Speaking of men who have aspired to be poets and have published their productions, one is fain to begin with a name which, if it could be proved to belong to the gentle craft, would certainly have to stand at the head of the long list of poetical shoemakers—the Elizabethan dramatist Thomas Dekker, who wrote “one of the most light-hearted of merry comedies,” The Shoomaker’s Holyday.

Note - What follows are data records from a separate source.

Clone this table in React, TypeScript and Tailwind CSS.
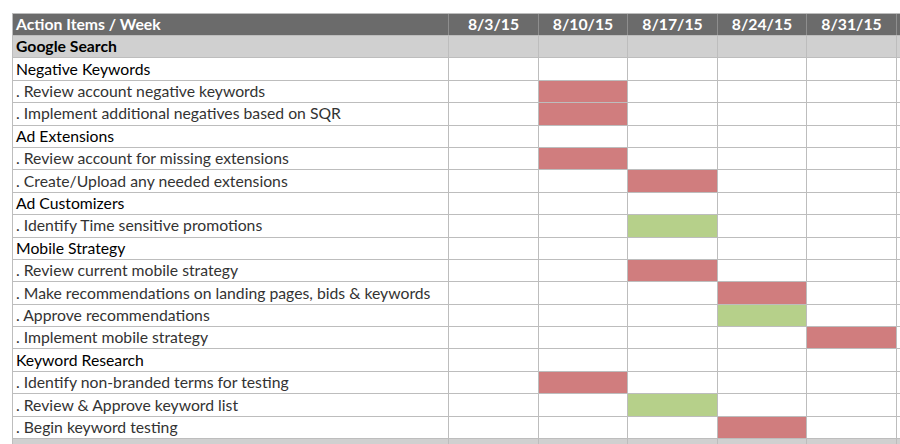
import React from 'react';

type Kind = 'group' | 'section' | 'item';

interface Row {
  label: string;
  kind: Kind;
  red?: number;
  green?: number;
}

const weeks = ['8/3/15', '8/10/15', '8/17/15', '8/24/15', '8/31/15', ''];

const rows: Row[] = [
  { label: 'Google Search', kind: 'group' },
  { label: 'Negative Keywords', kind: 'section' },
  { label: '. Review account negative keywords', kind: 'item', red: 1 },
  { label: '. Implement additional negatives based on SQR', kind: 'item', red: 1 },
  { label: 'Ad Extensions', kind: 'section' },
  { label: '. Review account for missing extensions', kind: 'item', red: 1 },
  { label: '. Create/Upload any needed extensions', kind: 'item', red: 2 },
  { label: 'Ad Customizers', kind: 'section' },
  { label: '. Identify Time sensitive promotions', kind: 'item', green: 2 },
  { label: 'Mobile Strategy', kind: 'section' },
  { label: '. Review current mobile strategy', kind: 'item', red: 2 },
  { label: '. Make recommendations on landing pages, bids & keywords', kind: 'item', red: 3 },
  { label: '. Approve recommendations', kind: 'item', green: 3 },
  { label: '. Implement mobile strategy', kind: 'item', red: 4 },
  { label: 'Keyword Research', kind: 'section' },
  { label: '. Identify non-branded terms for testing', kind: 'item', red: 1 },
  { label: '. Review & Approve keyword list', kind: 'item', green: 2 },
  { label: '. Begin keyword testing', kind: 'item', red: 3 },
  { label: 'Google Display', kind: 'group' },
];

const gridCols = 'grid grid-cols-[436px_90px_89px_90px_89px_90px_40px]';

export default function App() {
  return (
    <div className="w-[900px] h-[444px] overflow-hidden bg-white pt-[13px] pl-[12px] font-['Lato','Open_Sans',sans-serif] text-[15.75px]">
      <div className="w-[924px] border-t border-l border-[#bdbdbd]">
        {/* Header */}
        <div className={`${gridCols} h-[21px] bg-[#6b6b6b] text-white font-bold`}>
          <div className="flex items-center pl-[3px] pb-[1px] border-r border-[#8e8e8e] leading-none">Action Items / Week</div>
          {weeks.map((w, i) => (
            <div key={i} className="flex items-center justify-center pb-[1px] border-r border-[#8e8e8e] leading-none">
              {w}
            </div>
          ))}
        </div>

        {rows.map((r, idx) => (
          <div
            key={idx}
            className={`${gridCols} h-[22.4px] border-t border-[#bdbdbd] ${r.kind === 'group' ? 'bg-[#d0d0d0]' : 'bg-white'}`}
          >
            <div
              className={`flex items-center pl-[3px] pb-[1px] border-r border-[#bdbdbd] leading-none whitespace-nowrap ${
                r.kind === 'group' ? 'font-bold text-black' : r.kind === 'section' ? 'text-black' : 'text-[#333333]'
              }`}
            >
              {r.label}
            </div>
            {weeks.map((_, i) => (
              <div
                key={i}
                className={`border-r border-[#bdbdbd] ${
                  r.red === i ? 'bg-[#d07d7e]' : r.green === i ? 'bg-[#b6d08a]' : ''
                }`}
              />
            ))}
          </div>
        ))}
      </div>
    </div>
  );
}
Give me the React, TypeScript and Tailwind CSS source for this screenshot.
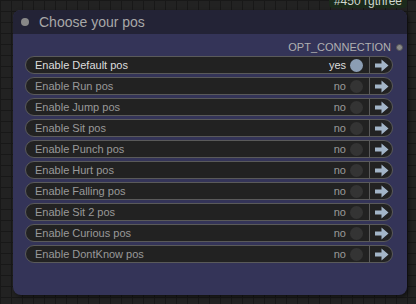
const rows = [
  { label: 'Enable Default pos', on: true },
  { label: 'Enable Run pos', on: false },
  { label: 'Enable Jump pos', on: false },
  { label: 'Enable Sit pos', on: false },
  { label: 'Enable Punch pos', on: false },
  { label: 'Enable Hurt pos', on: false },
  { label: 'Enable Falling pos', on: false },
  { label: 'Enable Sit 2 pos', on: false },
  { label: 'Enable Curious pos', on: false },
  { label: 'Enable DontKnow pos', on: false },
];

function Arrow() {
  return (
    <svg width="15" height="13" viewBox="0 0 15 13">
      <path d="M1 4.5 H7.5 V0.5 L14.5 6.5 L7.5 12.5 V8.5 H1 Z" fill="#a3b5c8" />
    </svg>
  );
}

function ToggleRow({ label, on }: { label: string; on: boolean }) {
  return (
    <div className="flex h-[18px] items-center rounded-full border border-[#5a5a5a] bg-[#222222] text-[11px]">
      <span className={`flex-1 pl-[9px] ${on ? 'text-[#dddddd]' : 'text-[#999999]'}`}>{label}</span>
      <span className={`${on ? 'text-[#dddddd]' : 'text-[#999999]'}`}>{on ? 'yes' : 'no'}</span>
      <span
        className={`ml-[4px] mr-[6px] h-[13px] w-[13px] rounded-full ${on ? 'bg-[#8b9db3]' : 'bg-[#343434]'}`}
      />
      <div className="flex h-full w-[23px] items-center justify-center border-l border-[#5a5a5a]">
        <Arrow />
      </div>
    </div>
  );
}

export default function App() {
  return (
    <div
      className="relative h-[304px] w-[416px] overflow-hidden bg-[#222222] bg-[linear-gradient(#181818_1px,transparent_1px),linear-gradient(90deg,#181818_1px,transparent_1px)] bg-[size:11px_11px] font-['Liberation_Sans',Arial,sans-serif]"
    >
      {/* rgthree badge */}
      <div className="absolute right-[9px] top-[-5px] rounded-b-[4px] bg-[#1b2a1b] px-[5px] text-[12px] leading-[13px] text-[#cfd8cf]">
        #450 rgthree
      </div>

      {/* Node */}
      <div className="ml-[13px] mt-[10px] flex h-[285px] w-[394px] flex-col overflow-hidden rounded-[8px] bg-[#343458] shadow-[2px_2px_4px_rgba(0,0,0,0.5)]">
        <div className="flex h-[24px] items-center bg-[#232336] pl-[8px]">
          <span className="h-[8px] w-[8px] rounded-full bg-[#888888]" />
          <span className="ml-[10px] text-[14px] text-[#a8a8a8]">Choose your pos</span>
        </div>
        <div className="flex flex-col px-[12px] pt-[6px]">
          <div className="-mr-[8px] flex h-[14px] items-center justify-end text-[11px] text-[#b0b0b0]">
            OPT_CONNECTION
            <span className="ml-[5px] h-[7px] w-[7px] rounded-full border border-[#555] bg-[#8a8a8a]" />
          </div>
          <div className="mt-[2px] flex flex-col gap-[3px] pr-[2px]">
            {rows.map((r) => (
              <ToggleRow key={r.label} label={r.label} on={r.on} />
            ))}
          </div>
        </div>
      </div>
    </div>
  );
}
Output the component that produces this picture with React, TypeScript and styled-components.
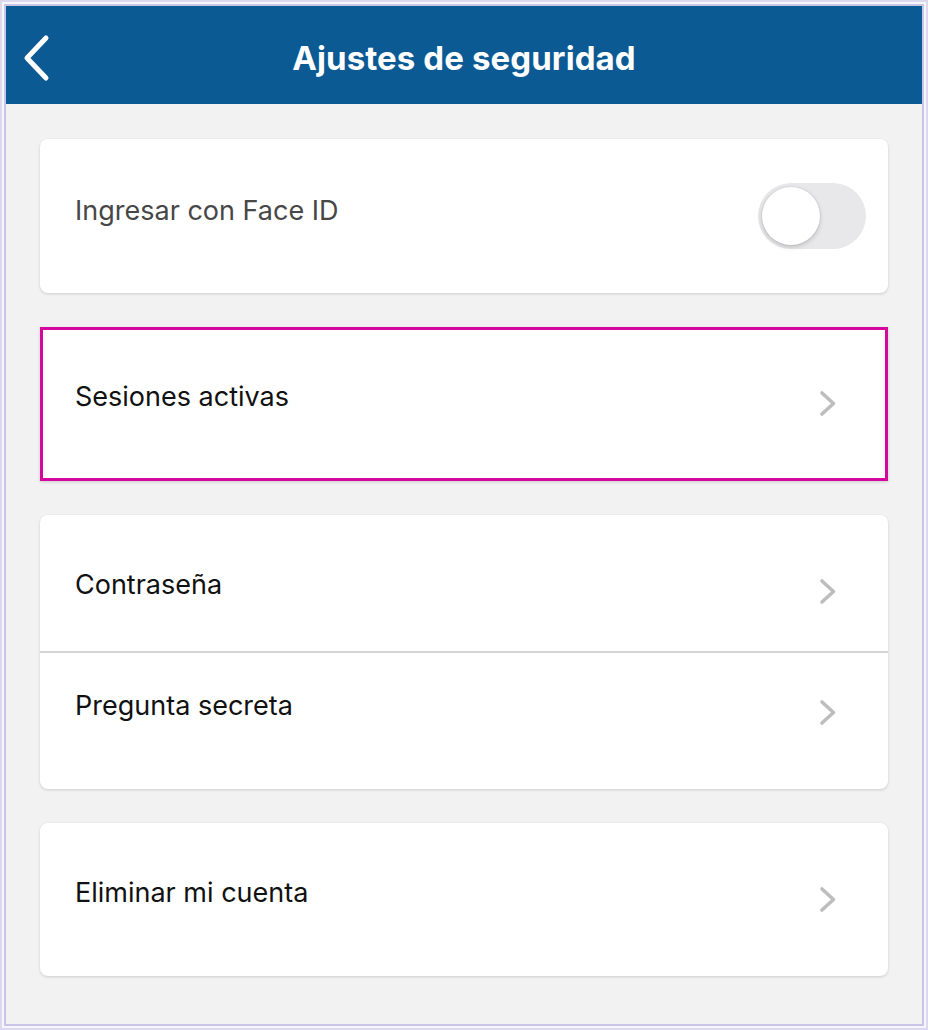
import styled, { createGlobalStyle } from 'styled-components';

const GlobalStyle = createGlobalStyle`
    html, body {
        margin: 0;
        padding: 0;
        background: #ffffff;
    }
    body {
        font-family: Inter, "Noto Sans", sans-serif;
    }
`;

const Frame = styled.div`
    box-sizing: border-box;
    width: 928px;
    height: 1030px;
    border: 2px solid #dcd9ef;
    padding: 2px;
    background: #f6f6fb;
`;

const Screen = styled.div`
    box-sizing: border-box;
    height: 100%;
    border: 2px solid #c9c5e6;
    background: #f2f2f2;
    display: flex;
    flex-direction: column;
`;

const NavBar = styled.header`
    height: 98px;
    background: #0b5a94;
    display: grid;
    grid-template-columns: 80px 1fr 80px;
    align-items: center;
`;

const BackButton = styled.button`
    border: 0;
    background: none;
    padding: 6px 0 0 15px;
    height: 100%;
    display: flex;
    align-items: center;
    cursor: pointer;
`;

const Title = styled.h1`
    margin: 0;
    text-align: center;
    color: #ffffff;
    font-size: 33px;
    font-weight: 700;
    letter-spacing: 0.1px;
    padding-top: 6px;
`;

const Content = styled.main`
    padding: 35px 34px 0 34px;
    display: flex;
    flex-direction: column;
    gap: 34px;
`;

const Card = styled.section<{ $highlight?: boolean }>`
    background: #ffffff;
    border-radius: 8px;
    box-shadow: 0 1px 3px rgba(0, 0, 0, 0.16);
    overflow: hidden;
    ${p => p.$highlight && `
        border-radius: 0;
        outline: 3px solid #d4089f;
        outline-offset: -3px;
    `}
`;

const ToggleRow = styled.div`
    box-sizing: border-box;
    height: 154px;
    display: flex;
    align-items: center;
    justify-content: space-between;
    padding: 0 22px 0 35px;
`;

const Row = styled.div<{ $height: number; $top: number; $divider?: boolean }>`
    box-sizing: border-box;
    height: ${p => p.$height}px;
    display: flex;
    align-items: flex-start;
    justify-content: space-between;
    padding: ${p => p.$top}px 51px 0 35px;
    border-top: ${p => (p.$divider ? '2px solid #d5d5d5' : 'none')};
`;

const Label = styled.span<{ $muted?: boolean }>`
    font-size: 27px;
    line-height: 36px;
    color: ${p => (p.$muted ? '#474747' : '#111111')};
`;

const ToggleLabel = styled(Label)`
    margin-bottom: 10px;
`;

const Chevron = styled.span`
    height: 36px;
    display: flex;
    align-items: center;
    margin-top: 6px;
`;

const Toggle = styled.div`
    width: 108px;
    height: 66px;
    border-radius: 33px;
    background: #e8e8ea;
    position: relative;
`;

const Knob = styled.span`
    position: absolute;
    left: 4px;
    top: 4px;
    width: 58px;
    height: 58px;
    border-radius: 50%;
    background: #ffffff;
    box-shadow: 0 2px 5px rgba(0, 0, 0, 0.18), 0 0 0 1px rgba(0, 0, 0, 0.04);
`;

const ChevronIcon = () => (
    <svg width="18" height="27" viewBox="0 0 18 27">
        <path d="M3 3 L14.5 13.5 L3 24" fill="none" stroke="#bdbdbd" strokeWidth="3.6" strokeLinecap="round" strokeLinejoin="round" />
    </svg>
);

type Item = { label: string; height: number; top: number };

const groups: Item[][] = [
    [{ label: 'Sesiones activas', height: 154, top: 52 }],
    [
        { label: 'Contraseña', height: 136, top: 52 },
        { label: 'Pregunta secreta', height: 138, top: 35 }
    ],
    [{ label: 'Eliminar mi cuenta', height: 153, top: 52 }]
];

export default function App() {
    return (
        <Frame>
            <GlobalStyle />
            <Screen>
                <NavBar>
                    <BackButton aria-label="Volver">
                        <svg width="30" height="48" viewBox="0 0 30 48">
                            <path d="M25 4 L6 24 L25 44" fill="none" stroke="#ffffff" strokeWidth="5" strokeLinecap="round" strokeLinejoin="round" />
                        </svg>
                    </BackButton>
                    <Title>Ajustes de seguridad</Title>
                    <span />
                </NavBar>
                <Content>
                    <Card>
                        <ToggleRow>
                            <ToggleLabel $muted>Ingresar con Face ID</ToggleLabel>
                            <Toggle>
                                <Knob />
                            </Toggle>
                        </ToggleRow>
                    </Card>
                    {groups.map((items, gi) => (
                        <Card key={gi} $highlight={gi === 0}>
                            {items.map((item, i) => (
                                <Row key={item.label} $height={item.height} $top={item.top} $divider={i > 0}>
                                    <Label>{item.label}</Label>
                                    <Chevron><ChevronIcon /></Chevron>
                                </Row>
                            ))}
                        </Card>
                    ))}
                </Content>
            </Screen>
        </Frame>
    );
}
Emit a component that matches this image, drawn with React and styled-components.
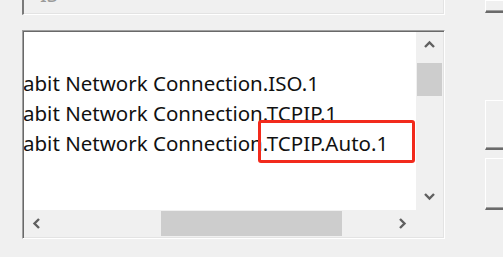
import React from 'react'
import styled, { createGlobalStyle } from 'styled-components'

const GlobalStyle = createGlobalStyle`
	html, body {
		margin: 0;
		padding: 0;
		background: #f0f0f0;
		overflow: hidden;
	}
	body {
		font-family: 'Noto Sans', 'Open Sans', sans-serif;
	}
`

const rows = [
	'abit Network Connection.ISO.1',
	'abit Network Connection.TCPIP.1',
	'abit Network Connection.TCPIP.Auto.1'
]

const Chevron = ({ dir }) => {
	const pts = {
		up: '1,7 5.5,2.5 10,7',
		down: '1,3 5.5,7.5 10,3',
		left: '7,1 2.5,5.5 7,10',
		right: '3,1 7.5,5.5 3,10'
	}[dir]
	return (
		<svg width="11" height="11" viewBox="0 0 11 11">
			<polyline points={pts} fill="none" stroke="#606060" strokeWidth="2.4" />
		</svg>
	)
}

const App = () => {
	return (
		<>
			<GlobalStyle />
			<Page>
				<LeftColumn>
					<TopField>
						<FieldText>IS</FieldText>
					</TopField>
					<ListBox>
						<ListArea>
							{rows.map(row => (
								<Row key={row}>{row}</Row>
							))}
						</ListArea>
						<VScroll>
							<ArrowButton>
								<Chevron dir="up" />
							</ArrowButton>
							<VThumb />
							<Spacer />
							<ArrowButton>
								<Chevron dir="down" />
							</ArrowButton>
						</VScroll>
						<HScroll>
							<ArrowButton>
								<Chevron dir="left" />
							</ArrowButton>
							<HTrack>
								<HThumb />
							</HTrack>
							<ArrowButton>
								<Chevron dir="right" />
							</ArrowButton>
						</HScroll>
						<Corner />
						<Highlight />
					</ListBox>
				</LeftColumn>
				<RightColumn>
					<SideButton height={13} />
					<SideButton height={50} top={87} />
					<SideButton height={52} top={8} />
				</RightColumn>
			</Page>
		</>
	)
}

export default App

const Page = styled.div`
	width: 503px;
	height: 257px;
	display: flex;
	align-items: flex-start;
	padding-left: 22px;
	box-sizing: border-box;
	overflow: hidden;
`

const LeftColumn = styled.div`
	flex: none;
	width: 423px;
	display: flex;
	flex-direction: column;
	gap: 15px;
`

const TopField = styled.div`
	height: 15px;
	box-sizing: border-box;
	border-left: 2px solid #7a7a7a;
	border-bottom: 1px solid #ffffff;
	border-right: 1px solid #ffffff;
	box-shadow: inset -1px -1px 0 #e3e3e3;
	display: flex;
	align-items: flex-end;
	overflow: hidden;
	padding-left: 16px;
`

const FieldText = styled.span`
	font-size: 20px;
	color: #9a9a9a;
	line-height: 20px;
	margin-bottom: 9px;
`

const ListBox = styled.div`
	position: relative;
	height: 209px;
	box-sizing: border-box;
	border-top: 1px solid #a0a0a0;
	border-left: 1px solid #a0a0a0;
	border-right: 1px solid #ffffff;
	border-bottom: 1px solid #ffffff;
	box-shadow: inset 1px 1px 0 #696969, inset -1px -1px 0 #e3e3e3;
	padding: 1px;
	display: grid;
	grid-template-columns: 1fr 27px;
	grid-template-rows: 1fr 27px;
`

const ListArea = styled.div`
	background: #ffffff;
	overflow: hidden;
	padding-top: 36px;
`

const Row = styled.div`
	font-size: 20.5px;
	line-height: 30px;
	height: 30px;
	color: #111;
	white-space: nowrap;
	margin-left: -1px;
`

const Highlight = styled.div`
	position: absolute;
	left: 235px;
	top: 89px;
	width: 157px;
	height: 43px;
	border: 3px solid #f22a1c;
	border-radius: 3px;
	box-sizing: border-box;
`

const VScroll = styled.div`
	background: #f0f0f0;
	display: flex;
	flex-direction: column;
`

const HScroll = styled.div`
	background: #f0f0f0;
	display: flex;
`

const ArrowButton = styled.div`
	width: 27px;
	height: 27px;
	flex: none;
	display: flex;
	align-items: center;
	justify-content: center;
`

const VThumb = styled.div`
	height: 33px;
	margin: 4px 1px 0;
	background: #cdcdcd;
`

const Spacer = styled.div`
	flex: 1;
`

const HTrack = styled.div`
	flex: 1;
	display: flex;
	align-items: center;
	padding-left: 110px;
`

const HThumb = styled.div`
	width: 181px;
	height: 25px;
	background: #cdcdcd;
`

const Corner = styled.div`
	background: #f0f0f0;
`

const RightColumn = styled.div`
	flex: none;
	margin-left: 40px;
	width: 40px;
	display: flex;
	flex-direction: column;
`

const SideButton = styled.div`
	height: ${p => p.height}px;
	margin-top: ${p => p.top || 0}px;
	box-sizing: border-box;
	background: #f0f0f0;
	border-top: 1px solid #ffffff;
	border-left: 1px solid #ffffff;
	border-bottom: 2px solid #6a6a6a;
	box-shadow: inset 0 -1px 0 #a0a0a0;
	flex: none;
`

One of the most prominent characters in the play is Sir Simon Eyre, the reputed builder of Leadenhall Market, London, and Lord Mayor of the city.[134] Of this worthy, who lived in the time of Henry VI., Rigby, in his “Song in Praise of the Gentle Craft,” says—
“Sir Simon, Lord Mayor of fair London,
He was a shoemaker by trade.”
It is hard to think that the writer of The Shoomaker’s Holyday, in which the ways of shoemakers and the details of the craft are described with all the ease and exactitude of familiarity, was not a brother of the craft.[135] When the famous quarrel arose between the quondam friends and coworkers, Ben Jonson and Dekker, Jonson in his Poetaster satirized the author of The Shoomaker’s Holyday under the name of Crispinus. This epithet may be simply an allusion to the subject of Dekker’s well-known comedy; but may it not also be regarded as a veritable “cut at a cobbler?”